## [What the exercise asks]
Transcribe all of the data exactly. Omit the pictures.

## [Record extracts]
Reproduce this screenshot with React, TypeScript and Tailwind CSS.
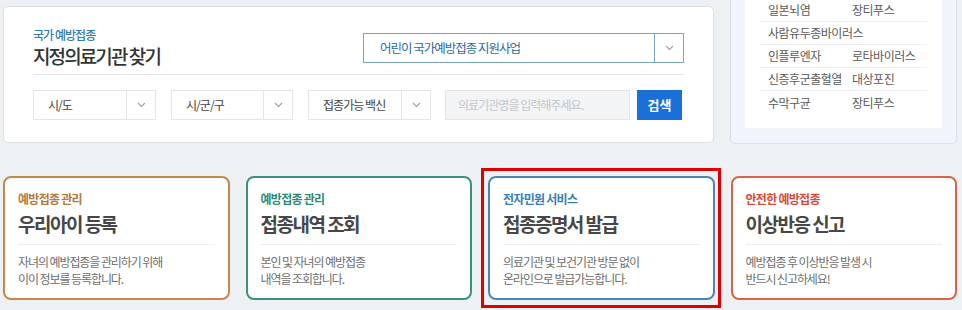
import React from "react";

const font = { fontFamily: '"Noto Sans CJK KR", "Noto Sans", sans-serif' };

function Chevron({ color = "#9aa0a6" }: { color?: string }) {
  return (
    <svg width="9" height="6" viewBox="0 0 9 6" fill="none">
      <path d="M1 1l3.5 3.5L8 1" stroke={color} strokeWidth="1.1" />
    </svg>
  );
}

function SelectBox({ label, w }: { label: string; w: string }) {
  return (
    <div className={`flex h-[30px] ${w} border border-[#e1e4e8] bg-white`}>
      <div className="flex flex-1 items-center pl-[14px] text-[12px] tracking-[-0.08em] text-[#444]">{label}</div>
      <div className="flex w-[29px] items-center justify-center border-l border-[#e1e4e8]">
        <Chevron />
      </div>
    </div>
  );
}

const rows: [string, string][] = [
  ["일본뇌염", "장티푸스"],
  ["사람유두종바이러스", ""],
  ["인플루엔자", "로타바이러스"],
  ["신증후군출혈열", "대상포진"],
  ["수막구균", "장티푸스"],
];

const cards = [
  {
    label: "예방접종 관리",
    title: "우리아이 등록",
    d1: "자녀의 예방접종을 관리하기 위해",
    d2: "이이 정보를 등록합니다.",
    border: "border-[#bf8a4a]",
    color: "text-[#b27a3a]",
    hl: false,
  },
  {
    label: "예방접종 관리",
    title: "접종내역 조회",
    d1: "본인 및 자녀의 예방접종",
    d2: "내역을 조회합니다.",
    border: "border-[#3f8f7e]",
    color: "text-[#2f8a74]",
    hl: false,
  },
  {
    label: "전자민원 서비스",
    title: "접종증명서 발급",
    d1: "의료기관 및 보건기관 방문 없이",
    d2: "온라인으로 발급가능합니다.",
    border: "border-[#4a86b8]",
    color: "text-[#3a7cb4]",
    hl: true,
  },
  {
    label: "안전한 예방접종",
    title: "이상반응 신고",
    d1: "예방접종 후 이상반응 발생 시",
    d2: "반드시 신고하세요!",
    border: "border-[#d8644c]",
    color: "text-[#d64a35]",
    hl: false,
  },
];

export default function App() {
  return (
    <div style={font} className="h-[310px] w-[962px] overflow-hidden bg-[#eef1f4] pl-[3px]">
      <div className="flex w-[954px] items-start gap-[16px]">
        {/* left panel */}
        <div className="mt-[6px] w-[711px] rounded-[5px] border border-[#dcdfe3] bg-white px-[29px] pt-[20px] pb-[22px]">
          <div className="flex items-start justify-between border-b border-[#e3e5e8] pb-[7px]">
            <div>
              <div className="text-[12px] leading-[16px] font-medium tracking-[-0.08em] text-[#2f7cae]">국가 예방접종</div>
              <div className="mt-[2px] text-[19px] leading-[22px] font-medium tracking-[-0.1em] text-[#333]">지정의료기관 찾기</div>
            </div>
            <div className="mt-[6px] flex h-[30px] w-[321px] border border-[#7aa4c6] bg-white">
              <div className="flex flex-1 items-center pl-[16px] text-[12.5px] tracking-[-0.08em] text-[#2c6aa0]">어린이 국가예방접종 지원사업</div>
              <div className="flex w-[29px] items-center justify-center border-l border-[#7aa4c6]">
                <Chevron />
              </div>
            </div>
          </div>
          <div className="mt-[15px] flex items-center">
            <SelectBox label="시/도" w="w-[123px]" />
            <div className="w-[15px]" />
            <SelectBox label="시/군/구" w="w-[122px]" />
            <div className="w-[15px]" />
            <SelectBox label="접종가능 백신" w="w-[123px]" />
            <div className="w-[14px]" />
            <div className="flex h-[30px] w-[185px] items-center border border-[#e3e5e9] bg-[#f3f4f6] pl-[12px] text-[12px] tracking-[-0.08em] text-[#c3c6cb]">
              의료기관명을 입력해주세요.
            </div>
            <div className="ml-[7px] flex h-[30px] w-[45px] items-center justify-center bg-[#1b6fd8] text-[13px] font-bold text-white">
              검색
            </div>
          </div>
        </div>
        {/* right panel */}
        <div className="-mt-[2px] w-[227px] rounded-b-[5px] border border-[#d9e0ea] bg-[#f1f5fb] px-[14px] pb-[15px]">
          <div className="bg-white px-[15px] pb-[14px]">
            {rows.map(([a, b], i) => (
              <div
                key={i}
                className={`flex h-[23px] items-center pl-[8px] text-[12px] tracking-[-0.04em] text-[#5a5a5a] ${i < rows.length - 1 ? "border-b border-[#eceef1]" : ""}`}
              >
                <div className={b ? "w-[84px] whitespace-nowrap" : "whitespace-nowrap"}>{a}</div>
                {b && <div>{b}</div>}
              </div>
            ))}
          </div>
        </div>
      </div>
      {/* cards */}
      <div className="mt-[32px] grid w-[954px] grid-cols-4 gap-[16px]">
        {cards.map((c, i) => (
          <div key={i} className="relative">
            {c.hl && (
              <div className="pointer-events-none absolute -top-[8px] -bottom-[8px] -left-[7px] -right-[6px] border-[3px] border-[#e00000]" />
            )}
            <div className={`h-[124px] rounded-[8px] border-2 ${c.border} bg-white px-[13px] pt-[13px]`}>
              <div className={`text-[12px] leading-[16px] font-bold tracking-[-0.06em] ${c.color}`}>{c.label}</div>
              <div className="mt-[4px] border-b border-[#eceef0] pb-[7px] text-[19px] leading-[26px] font-bold tracking-[-0.08em] text-[#474747]">
                {c.title}
              </div>
              <div className="mt-[8px] text-[12px] leading-[17px] tracking-[-0.09em] text-[#6e6e6e]">
                <div>{c.d1}</div>
                <div>{c.d2}</div>
              </div>
            </div>
          </div>
        ))}
      </div>
    </div>
  );
}
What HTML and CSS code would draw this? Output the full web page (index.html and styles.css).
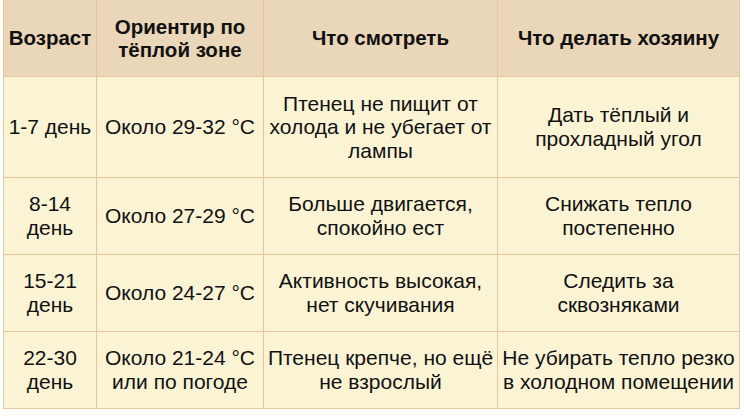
FILE: index.html
```html
<!DOCTYPE html>
<html lang="ru">
<head>
<meta charset="utf-8">
<link rel="stylesheet" href="styles.css">
</head>
<body>
<div class="wrap">
<table class="care">
<colgroup>
<col class="c1"><col class="c2"><col class="c3"><col class="c4">
</colgroup>
<thead>
<tr>
<th>Возраст</th>
<th>Ориентир по тёплой зоне</th>
<th>Что смотреть</th>
<th>Что делать хозяину</th>
</tr>
</thead>
<tbody>
<tr>
<td>1-7 день</td>
<td>Около 29-32 °C</td>
<td>Птенец не пищит от холода и не убегает от лампы</td>
<td>Дать тёплый и прохладный угол</td>
</tr>
<tr>
<td>8-14 день</td>
<td>Около 27-29 °C</td>
<td>Больше двигается, спокойно ест</td>
<td>Снижать тепло постепенно</td>
</tr>
<tr>
<td>15-21 день</td>
<td>Около 24-27 °C</td>
<td>Активность высокая, нет скучивания</td>
<td>Следить за сквозняками</td>
</tr>
<tr>
<td>22-30 день</td>
<td>Около 21-24 °C или по погоде</td>
<td>Птенец крепче, но ещё не взрослый</td>
<td>Не убирать тепло резко в холодном помещении</td>
</tr>
</tbody>
</table>
</div>
</body>
</html>
```

FILE: styles.css
```css
html, body {
  margin: 0;
  padding: 0;
  background: #ffffff;
}
.wrap {
  padding: 0 0 0 3px;
}
.care {
  width: 736px;
  table-layout: fixed;
  border-collapse: collapse;
  font-family: "Liberation Sans", Arial, sans-serif;
  font-size: 21px;
  line-height: 23.5px;
  color: #111111;
}
.c1 { width: 93px; }
.c2 { width: 167px; }
.c3 { width: 234px; }
.c4 { width: 242px; }
.care th, .care td {
  border: 1px solid #e5c79c;
  padding: 14.5px 3px;
  text-align: center;
  vertical-align: middle;
}
.care thead tr th {
  border-top: none;
  background: #ead6b8;
  font-weight: bold;
  font-size: 20.5px;
}
.care td {
  background: #faf4d5;
}
```
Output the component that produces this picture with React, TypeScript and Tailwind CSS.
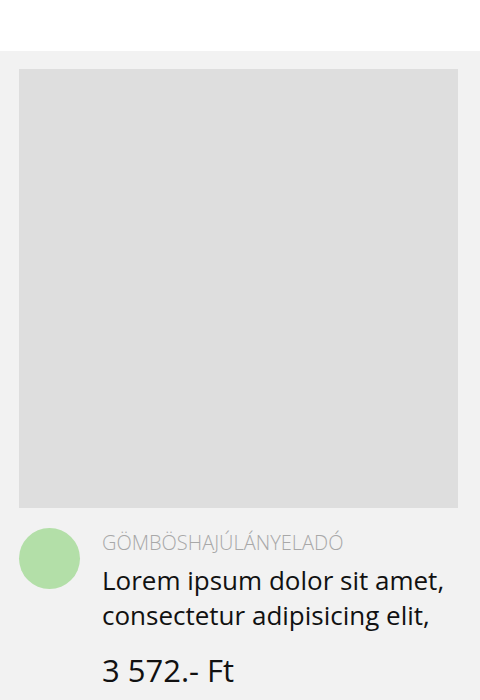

## [Full output]
Reproduce this screenshot with React, TypeScript and Tailwind CSS.
import React from "react";

const font = { fontFamily: '"Noto Sans CJK KR", "Noto Sans", sans-serif' };

function Chevron({ color = "#9aa0a6" }: { color?: string }) {
  return (
    <svg width="9" height="6" viewBox="0 0 9 6" fill="none">
      <path d="M1 1l3.5 3.5L8 1" stroke={color} strokeWidth="1.1" />
    </svg>
  );
}

function SelectBox({ label, w }: { label: string; w: string }) {
  return (
    <div className={`flex h-[30px] ${w} border border-[#e1e4e8] bg-white`}>
      <div className="flex flex-1 items-center pl-[14px] text-[12px] tracking-[-0.08em] text-[#444]">{label}</div>
      <div className="flex w-[29px] items-center justify-center border-l border-[#e1e4e8]">
        <Chevron />
      </div>
    </div>
  );
}

const rows: [string, string][] = [
  ["일본뇌염", "장티푸스"],
  ["사람유두종바이러스", ""],
  ["인플루엔자", "로타바이러스"],
  ["신증후군출혈열", "대상포진"],
  ["수막구균", "장티푸스"],
];

const cards = [
  {
    label: "예방접종 관리",
    title: "우리아이 등록",
    d1: "자녀의 예방접종을 관리하기 위해",
    d2: "이이 정보를 등록합니다.",
    border: "border-[#bf8a4a]",
    color: "text-[#b27a3a]",
    hl: false,
  },
  {
    label: "예방접종 관리",
    title: "접종내역 조회",
    d1: "본인 및 자녀의 예방접종",
    d2: "내역을 조회합니다.",
    border: "border-[#3f8f7e]",
    color: "text-[#2f8a74]",
    hl: false,
  },
  {
    label: "전자민원 서비스",
    title: "접종증명서 발급",
    d1: "의료기관 및 보건기관 방문 없이",
    d2: "온라인으로 발급가능합니다.",
    border: "border-[#4a86b8]",
    color: "text-[#3a7cb4]",
    hl: true,
  },
  {
    label: "안전한 예방접종",
    title: "이상반응 신고",
    d1: "예방접종 후 이상반응 발생 시",
    d2: "반드시 신고하세요!",
    border: "border-[#d8644c]",
    color: "text-[#d64a35]",
    hl: false,
  },
];

export default function App() {
  return (
    <div style={font} className="h-[310px] w-[962px] overflow-hidden bg-[#eef1f4] pl-[3px]">
      <div className="flex w-[954px] items-start gap-[16px]">
        {/* left panel */}
        <div className="mt-[6px] w-[711px] rounded-[5px] border border-[#dcdfe3] bg-white px-[29px] pt-[20px] pb-[22px]">
          <div className="flex items-start justify-between border-b border-[#e3e5e8] pb-[7px]">
            <div>
              <div className="text-[12px] leading-[16px] font-medium tracking-[-0.08em] text-[#2f7cae]">국가 예방접종</div>
              <div className="mt-[2px] text-[19px] leading-[22px] font-medium tracking-[-0.1em] text-[#333]">지정의료기관 찾기</div>
            </div>
            <div className="mt-[6px] flex h-[30px] w-[321px] border border-[#7aa4c6] bg-white">
              <div className="flex flex-1 items-center pl-[16px] text-[12.5px] tracking-[-0.08em] text-[#2c6aa0]">어린이 국가예방접종 지원사업</div>
              <div className="flex w-[29px] items-center justify-center border-l border-[#7aa4c6]">
                <Chevron />
              </div>
            </div>
          </div>
          <div className="mt-[15px] flex items-center">
            <SelectBox label="시/도" w="w-[123px]" />
            <div className="w-[15px]" />
            <SelectBox label="시/군/구" w="w-[122px]" />
            <div className="w-[15px]" />
            <SelectBox label="접종가능 백신" w="w-[123px]" />
            <div className="w-[14px]" />
            <div className="flex h-[30px] w-[185px] items-center border border-[#e3e5e9] bg-[#f3f4f6] pl-[12px] text-[12px] tracking-[-0.08em] text-[#c3c6cb]">
              의료기관명을 입력해주세요.
            </div>
            <div className="ml-[7px] flex h-[30px] w-[45px] items-center justify-center bg-[#1b6fd8] text-[13px] font-bold text-white">
              검색
            </div>
          </div>
        </div>
        {/* right panel */}
        <div className="-mt-[2px] w-[227px] rounded-b-[5px] border border-[#d9e0ea] bg-[#f1f5fb] px-[14px] pb-[15px]">
          <div className="bg-white px-[15px] pb-[14px]">
            {rows.map(([a, b], i) => (
              <div
                key={i}
                className={`flex h-[23px] items-center pl-[8px] text-[12px] tracking-[-0.04em] text-[#5a5a5a] ${i < rows.length - 1 ? "border-b border-[#eceef1]" : ""}`}
              >
                <div className={b ? "w-[84px] whitespace-nowrap" : "whitespace-nowrap"}>{a}</div>
                {b && <div>{b}</div>}
              </div>
            ))}
          </div>
        </div>
      </div>
      {/* cards */}
      <div className="mt-[32px] grid w-[954px] grid-cols-4 gap-[16px]">
        {cards.map((c, i) => (
          <div key={i} className="relative">
            {c.hl && (
              <div className="pointer-events-none absolute -top-[8px] -bottom-[8px] -left-[7px] -right-[6px] border-[3px] border-[#e00000]" />
            )}
            <div className={`h-[124px] rounded-[8px] border-2 ${c.border} bg-white px-[13px] pt-[13px]`}>
              <div className={`text-[12px] leading-[16px] font-bold tracking-[-0.06em] ${c.color}`}>{c.label}</div>
              <div className="mt-[4px] border-b border-[#eceef0] pb-[7px] text-[19px] leading-[26px] font-bold tracking-[-0.08em] text-[#474747]">
                {c.title}
              </div>
              <div className="mt-[8px] text-[12px] leading-[17px] tracking-[-0.09em] text-[#6e6e6e]">
                <div>{c.d1}</div>
                <div>{c.d2}</div>
              </div>
            </div>
          </div>
        ))}
      </div>
    </div>
  );
}
What HTML and CSS code would draw this? Output the full web page (index.html and styles.css).
FILE: index.html
```html
<!DOCTYPE html>
<html lang="ru">
<head>
<meta charset="utf-8">
<link rel="stylesheet" href="styles.css">
</head>
<body>
<div class="wrap">
<table class="care">
<colgroup>
<col class="c1"><col class="c2"><col class="c3"><col class="c4">
</colgroup>
<thead>
<tr>
<th>Возраст</th>
<th>Ориентир по тёплой зоне</th>
<th>Что смотреть</th>
<th>Что делать хозяину</th>
</tr>
</thead>
<tbody>
<tr>
<td>1-7 день</td>
<td>Около 29-32 °C</td>
<td>Птенец не пищит от холода и не убегает от лампы</td>
<td>Дать тёплый и прохладный угол</td>
</tr>
<tr>
<td>8-14 день</td>
<td>Около 27-29 °C</td>
<td>Больше двигается, спокойно ест</td>
<td>Снижать тепло постепенно</td>
</tr>
<tr>
<td>15-21 день</td>
<td>Около 24-27 °C</td>
<td>Активность высокая, нет скучивания</td>
<td>Следить за сквозняками</td>
</tr>
<tr>
<td>22-30 день</td>
<td>Около 21-24 °C или по погоде</td>
<td>Птенец крепче, но ещё не взрослый</td>
<td>Не убирать тепло резко в холодном помещении</td>
</tr>
</tbody>
</table>
</div>
</body>
</html>
```

FILE: styles.css
```css
html, body {
  margin: 0;
  padding: 0;
  background: #ffffff;
}
.wrap {
  padding: 0 0 0 3px;
}
.care {
  width: 736px;
  table-layout: fixed;
  border-collapse: collapse;
  font-family: "Liberation Sans", Arial, sans-serif;
  font-size: 21px;
  line-height: 23.5px;
  color: #111111;
}
.c1 { width: 93px; }
.c2 { width: 167px; }
.c3 { width: 234px; }
.c4 { width: 242px; }
.care th, .care td {
  border: 1px solid #e5c79c;
  padding: 14.5px 3px;
  text-align: center;
  vertical-align: middle;
}
.care thead tr th {
  border-top: none;
  background: #ead6b8;
  font-weight: bold;
  font-size: 20.5px;
}
.care td {
  background: #faf4d5;
}
```
Output the component that produces this picture with React, TypeScript and Tailwind CSS.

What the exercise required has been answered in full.